Using the 80/20 Principle to Improve Your Productivity and Happiness

The 80/20 Principle: The Secret of Achieving More with Less Just finished reading The 80/20 Principle: The Secret of Achieving More with Less by Richard Koch, an inspiration for Tim Ferriss’ The Four-Hour Workweek. Short version: Vilfredo Pareto (the 80/20 Principle is also known as Pareto’s Law) was an Italian economist who was studying wealth and income distribution in Victorian England. He discovered–you guessed it–that 80% of the wealth was held by 20% of the people, and that the general distributional pattern held for almost anything else you might apply it to.

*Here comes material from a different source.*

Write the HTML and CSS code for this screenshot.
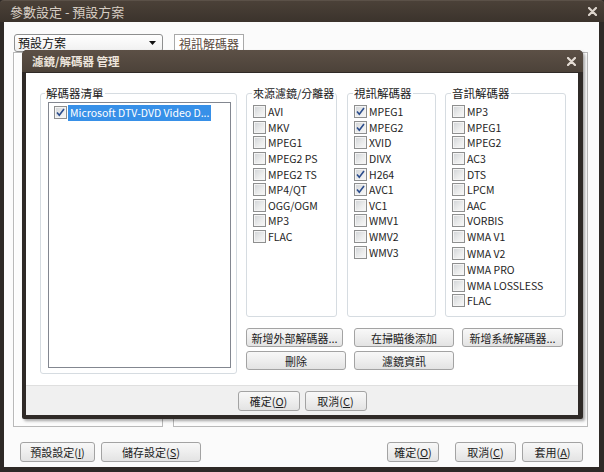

Koch and Ferriss contend that we can all be happier and more productive if we follow the same principle, figure out what’s really driving results in our lives, and focus on that–while ignoring all the other stuff. It can make for hard decisions, but worthwhile if the theory pans out. Allow me to excerpt my favorite part of Koch’s wisdom:

“The Top 10 Low-Value Uses of Time

  1. Things other people want you to do
  2. Things that have always been done this way
  3. Things you’re not unusually good at doing
  4. Things you don’t enjoy doing
  5. Things that are always interrupted
  6. Things few other people are interested in
  7. Things that have already taken twice as long as you originally expected
  8. Things where your collaborators are unreliable or low quality
  9. Things that have a predictable cycle
  10. Answering the telephone

The Top 10 Highest-Value Uses of Time

  1. Things that advance your overall purpose in life
  2. Things you have always wanted to do
  3. Things already in the 20/80 relationship of time to results
  4. Innovative ways of doing things that promise to slash the time required and/or multiply the quality of results
  5. Things other people tell you can’t be done
  6. Things other people have done successfully in a different arena
  7. Things that use your own creativity
  8. Things that you can get other people to do for you with relatively little
    effort on your part
  9. Anything with high-quality collaborators who have already transcended the 80/20 rule of time, who use time eccentrically and effectively
  10. Things for which it is now or never”

Amen! Or to put it slightly differently (this is advice from the mother of Marion Stoddart, the heroine of my documentary film The Work of 1000), “If you ever have a choice, choose the more exciting.” Eliminate the rote, the boring, the standard-issue, and make your life count by doing something different.